Exercise task:
Write each line out exactly, leaving none out.

* Start *

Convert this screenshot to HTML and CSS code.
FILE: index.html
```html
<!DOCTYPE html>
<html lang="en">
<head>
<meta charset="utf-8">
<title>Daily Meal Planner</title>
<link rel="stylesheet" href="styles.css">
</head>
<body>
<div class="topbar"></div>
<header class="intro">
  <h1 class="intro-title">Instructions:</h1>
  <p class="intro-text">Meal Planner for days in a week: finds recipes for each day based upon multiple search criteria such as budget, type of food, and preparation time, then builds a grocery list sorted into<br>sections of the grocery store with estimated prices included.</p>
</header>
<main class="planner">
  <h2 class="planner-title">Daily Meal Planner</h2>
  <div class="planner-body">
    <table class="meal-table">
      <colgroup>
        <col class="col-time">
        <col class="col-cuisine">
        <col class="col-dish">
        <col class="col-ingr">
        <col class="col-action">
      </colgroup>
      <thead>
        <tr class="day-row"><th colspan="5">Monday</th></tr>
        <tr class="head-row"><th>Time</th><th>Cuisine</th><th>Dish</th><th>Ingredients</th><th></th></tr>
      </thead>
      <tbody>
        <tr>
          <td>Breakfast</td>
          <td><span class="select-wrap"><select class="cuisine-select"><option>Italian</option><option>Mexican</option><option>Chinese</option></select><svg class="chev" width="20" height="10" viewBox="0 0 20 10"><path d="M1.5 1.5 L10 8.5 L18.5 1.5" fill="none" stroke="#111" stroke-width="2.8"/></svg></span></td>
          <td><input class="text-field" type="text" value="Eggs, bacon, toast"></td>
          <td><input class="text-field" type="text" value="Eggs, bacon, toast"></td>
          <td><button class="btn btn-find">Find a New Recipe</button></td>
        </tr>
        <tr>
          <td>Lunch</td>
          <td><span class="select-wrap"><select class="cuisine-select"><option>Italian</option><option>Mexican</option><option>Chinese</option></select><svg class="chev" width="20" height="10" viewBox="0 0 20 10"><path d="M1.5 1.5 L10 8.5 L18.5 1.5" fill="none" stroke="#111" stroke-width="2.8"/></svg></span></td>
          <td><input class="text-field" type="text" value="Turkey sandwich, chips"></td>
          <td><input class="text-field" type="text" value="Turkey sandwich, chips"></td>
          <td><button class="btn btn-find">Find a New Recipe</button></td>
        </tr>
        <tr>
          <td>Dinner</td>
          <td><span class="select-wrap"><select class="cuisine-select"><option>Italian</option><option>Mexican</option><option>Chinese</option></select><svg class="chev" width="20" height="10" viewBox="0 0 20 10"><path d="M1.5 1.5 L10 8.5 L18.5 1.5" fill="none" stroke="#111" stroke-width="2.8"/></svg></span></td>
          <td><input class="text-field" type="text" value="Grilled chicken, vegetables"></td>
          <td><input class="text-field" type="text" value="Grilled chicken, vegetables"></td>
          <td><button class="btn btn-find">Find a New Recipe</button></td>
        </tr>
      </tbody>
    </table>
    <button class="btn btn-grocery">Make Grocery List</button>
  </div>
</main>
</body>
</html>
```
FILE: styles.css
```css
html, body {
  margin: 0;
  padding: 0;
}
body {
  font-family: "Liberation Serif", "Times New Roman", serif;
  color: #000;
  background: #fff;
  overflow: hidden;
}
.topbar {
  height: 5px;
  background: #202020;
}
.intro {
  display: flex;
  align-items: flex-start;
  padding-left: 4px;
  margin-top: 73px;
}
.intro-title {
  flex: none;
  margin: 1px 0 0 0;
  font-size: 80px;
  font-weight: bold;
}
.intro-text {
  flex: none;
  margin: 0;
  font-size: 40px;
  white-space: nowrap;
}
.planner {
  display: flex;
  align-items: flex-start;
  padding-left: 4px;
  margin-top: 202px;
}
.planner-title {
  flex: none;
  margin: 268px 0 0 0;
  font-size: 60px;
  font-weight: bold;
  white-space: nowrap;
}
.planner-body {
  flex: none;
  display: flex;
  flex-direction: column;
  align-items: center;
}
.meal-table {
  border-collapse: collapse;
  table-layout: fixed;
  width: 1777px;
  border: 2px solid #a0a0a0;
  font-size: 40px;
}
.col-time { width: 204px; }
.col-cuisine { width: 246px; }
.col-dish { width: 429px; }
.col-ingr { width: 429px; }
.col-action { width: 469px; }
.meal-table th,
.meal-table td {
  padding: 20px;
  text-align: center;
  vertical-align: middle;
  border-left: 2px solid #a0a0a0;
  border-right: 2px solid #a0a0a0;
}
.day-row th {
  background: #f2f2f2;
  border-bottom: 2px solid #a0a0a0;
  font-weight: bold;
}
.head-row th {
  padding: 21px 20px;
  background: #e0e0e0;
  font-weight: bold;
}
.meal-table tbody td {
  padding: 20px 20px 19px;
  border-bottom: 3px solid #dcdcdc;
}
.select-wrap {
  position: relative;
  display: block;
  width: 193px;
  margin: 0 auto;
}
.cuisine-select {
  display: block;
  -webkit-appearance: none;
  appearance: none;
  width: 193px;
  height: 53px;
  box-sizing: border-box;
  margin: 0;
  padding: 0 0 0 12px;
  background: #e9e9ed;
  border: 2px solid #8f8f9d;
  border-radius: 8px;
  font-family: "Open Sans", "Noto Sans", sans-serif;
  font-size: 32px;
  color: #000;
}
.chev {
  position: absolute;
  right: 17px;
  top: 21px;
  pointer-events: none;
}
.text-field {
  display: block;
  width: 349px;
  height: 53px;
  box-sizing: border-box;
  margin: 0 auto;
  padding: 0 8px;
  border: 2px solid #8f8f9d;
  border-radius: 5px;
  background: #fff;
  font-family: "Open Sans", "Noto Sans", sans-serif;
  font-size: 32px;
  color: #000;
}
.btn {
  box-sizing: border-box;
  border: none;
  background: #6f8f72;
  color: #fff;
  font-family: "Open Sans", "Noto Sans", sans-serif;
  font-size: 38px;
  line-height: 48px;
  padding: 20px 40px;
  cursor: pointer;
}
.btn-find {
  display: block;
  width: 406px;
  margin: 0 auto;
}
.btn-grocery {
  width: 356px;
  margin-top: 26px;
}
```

* End *

Answer:
Convert this screenshot to HTML and CSS code.
FILE: index.html
```html
<!DOCTYPE html>
<html lang="en">
<head>
<meta charset="utf-8">
<title>Daily Meal Planner</title>
<link rel="stylesheet" href="styles.css">
</head>
<body>
<div class="topbar"></div>
<header class="intro">
  <h1 class="intro-title">Instructions:</h1>
  <p class="intro-text">Meal Planner for days in a week: finds recipes for each day based upon multiple search criteria such as budget, type of food, and preparation time, then builds a grocery list sorted into<br>sections of the grocery store with estimated prices included.</p>
</header>
<main class="planner">
  <h2 class="planner-title">Daily Meal Planner</h2>
  <div class="planner-body">
    <table class="meal-table">
      <colgroup>
        <col class="col-time">
        <col class="col-cuisine">
        <col class="col-dish">
        <col class="col-ingr">
        <col class="col-action">
      </colgroup>
      <thead>
        <tr class="day-row"><th colspan="5">Monday</th></tr>
        <tr class="head-row"><th>Time</th><th>Cuisine</th><th>Dish</th><th>Ingredients</th><th></th></tr>
      </thead>
      <tbody>
        <tr>
          <td>Breakfast</td>
          <td><span class="select-wrap"><select class="cuisine-select"><option>Italian</option><option>Mexican</option><option>Chinese</option></select><svg class="chev" width="20" height="10" viewBox="0 0 20 10"><path d="M1.5 1.5 L10 8.5 L18.5 1.5" fill="none" stroke="#111" stroke-width="2.8"/></svg></span></td>
          <td><input class="text-field" type="text" value="Eggs, bacon, toast"></td>
          <td><input class="text-field" type="text" value="Eggs, bacon, toast"></td>
          <td><button class="btn btn-find">Find a New Recipe</button></td>
        </tr>
        <tr>
          <td>Lunch</td>
          <td><span class="select-wrap"><select class="cuisine-select"><option>Italian</option><option>Mexican</option><option>Chinese</option></select><svg class="chev" width="20" height="10" viewBox="0 0 20 10"><path d="M1.5 1.5 L10 8.5 L18.5 1.5" fill="none" stroke="#111" stroke-width="2.8"/></svg></span></td>
          <td><input class="text-field" type="text" value="Turkey sandwich, chips"></td>
          <td><input class="text-field" type="text" value="Turkey sandwich, chips"></td>
          <td><button class="btn btn-find">Find a New Recipe</button></td>
        </tr>
        <tr>
          <td>Dinner</td>
          <td><span class="select-wrap"><select class="cuisine-select"><option>Italian</option><option>Mexican</option><option>Chinese</option></select><svg class="chev" width="20" height="10" viewBox="0 0 20 10"><path d="M1.5 1.5 L10 8.5 L18.5 1.5" fill="none" stroke="#111" stroke-width="2.8"/></svg></span></td>
          <td><input class="text-field" type="text" value="Grilled chicken, vegetables"></td>
          <td><input class="text-field" type="text" value="Grilled chicken, vegetables"></td>
          <td><button class="btn btn-find">Find a New Recipe</button></td>
        </tr>
      </tbody>
    </table>
    <button class="btn btn-grocery">Make Grocery List</button>
  </div>
</main>
</body>
</html>
```
FILE: styles.css
```css
html, body {
  margin: 0;
  padding: 0;
}
body {
  font-family: "Liberation Serif", "Times New Roman", serif;
  color: #000;
  background: #fff;
  overflow: hidden;
}
.topbar {
  height: 5px;
  background: #202020;
}
.intro {
  display: flex;
  align-items: flex-start;
  padding-left: 4px;
  margin-top: 73px;
}
.intro-title {
  flex: none;
  margin: 1px 0 0 0;
  font-size: 80px;
  font-weight: bold;
}
.intro-text {
  flex: none;
  margin: 0;
  font-size: 40px;
  white-space: nowrap;
}
.planner {
  display: flex;
  align-items: flex-start;
  padding-left: 4px;
  margin-top: 202px;
}
.planner-title {
  flex: none;
  margin: 268px 0 0 0;
  font-size: 60px;
  font-weight: bold;
  white-space: nowrap;
}
.planner-body {
  flex: none;
  display: flex;
  flex-direction: column;
  align-items: center;
}
.meal-table {
  border-collapse: collapse;
  table-layout: fixed;
  width: 1777px;
  border: 2px solid #a0a0a0;
  font-size: 40px;
}
.col-time { width: 204px; }
.col-cuisine { width: 246px; }
.col-dish { width: 429px; }
.col-ingr { width: 429px; }
.col-action { width: 469px; }
.meal-table th,
.meal-table td {
  padding: 20px;
  text-align: center;
  vertical-align: middle;
  border-left: 2px solid #a0a0a0;
  border-right: 2px solid #a0a0a0;
}
.day-row th {
  background: #f2f2f2;
  border-bottom: 2px solid #a0a0a0;
  font-weight: bold;
}
.head-row th {
  padding: 21px 20px;
  background: #e0e0e0;
  font-weight: bold;
}
.meal-table tbody td {
  padding: 20px 20px 19px;
  border-bottom: 3px solid #dcdcdc;
}
.select-wrap {
  position: relative;
  display: block;
  width: 193px;
  margin: 0 auto;
}
.cuisine-select {
  display: block;
  -webkit-appearance: none;
  appearance: none;
  width: 193px;
  height: 53px;
  box-sizing: border-box;
  margin: 0;
  padding: 0 0 0 12px;
  background: #e9e9ed;
  border: 2px solid #8f8f9d;
  border-radius: 8px;
  font-family: "Open Sans", "Noto Sans", sans-serif;
  font-size: 32px;
  color: #000;
}
.chev {
  position: absolute;
  right: 17px;
  top: 21px;
  pointer-events: none;
}
.text-field {
  display: block;
  width: 349px;
  height: 53px;
  box-sizing: border-box;
  margin: 0 auto;
  padding: 0 8px;
  border: 2px solid #8f8f9d;
  border-radius: 5px;
  background: #fff;
  font-family: "Open Sans", "Noto Sans", sans-serif;
  font-size: 32px;
  color: #000;
}
.btn {
  box-sizing: border-box;
  border: none;
  background: #6f8f72;
  color: #fff;
  font-family: "Open Sans", "Noto Sans", sans-serif;
  font-size: 38px;
  line-height: 48px;
  padding: 20px 40px;
  cursor: pointer;
}
.btn-find {
  display: block;
  width: 406px;
  margin: 0 auto;
}
.btn-grocery {
  width: 356px;
  margin-top: 26px;
}
```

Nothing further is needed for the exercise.